Guys - Interpret this?

Okay so I was really extremely drunk last night. I was supposed to hang out with my crush, but I called him twice and he didn't answer. So I kept texting him, saying things like "If you don't wanna hang out you can just tell me. you won't hurt my feelings lol" and " :/ is everything okay?"

Anyway, I kept texting him, drunkenly, and never received an answer.

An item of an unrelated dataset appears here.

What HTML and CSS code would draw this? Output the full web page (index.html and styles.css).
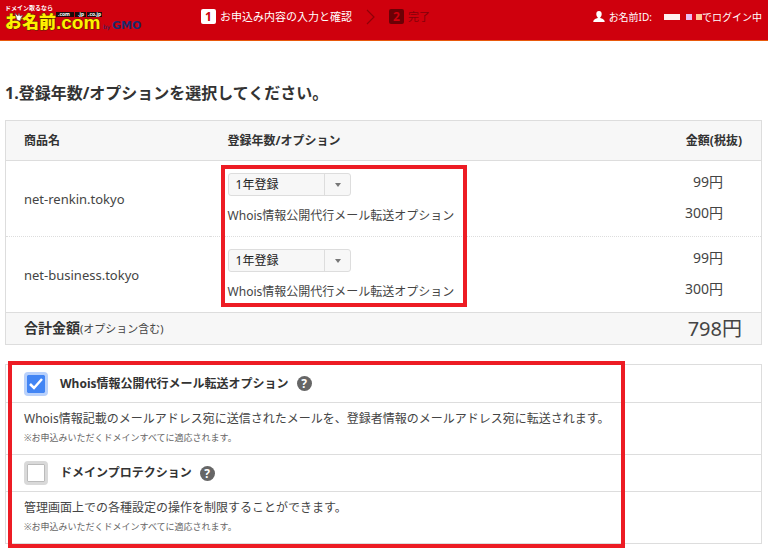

I woke up the next morning to him texting me

"Yeah I was sleeping."

Later that day, I texted

"Hey I'm really sorry that I bugged you so much last night."

He said

"It's okay. I've kinda been in a bad mood for the past few days but it's not a big deal."

I said

"Oh. well is it alright if I ask why? If not, it's cool."

He said

"A bunch of sh*t I guess mainly with meeting with my lawyer the other day and community service etc. but it's whatever. It happens to me every once in awhile."

I said

"Well I'm sorry. I know you've been dealing with a lot since everything happened. And me bugging you all the time probably doesn't help lol. But if you ever want someone to talk to you know I'm here if you need me."

He said

"Well I appreciate it."

So what should I do? I know he's dealing with alot, typically he never opens up to anyone or says anything but it seems like he was trying to open up a little bit.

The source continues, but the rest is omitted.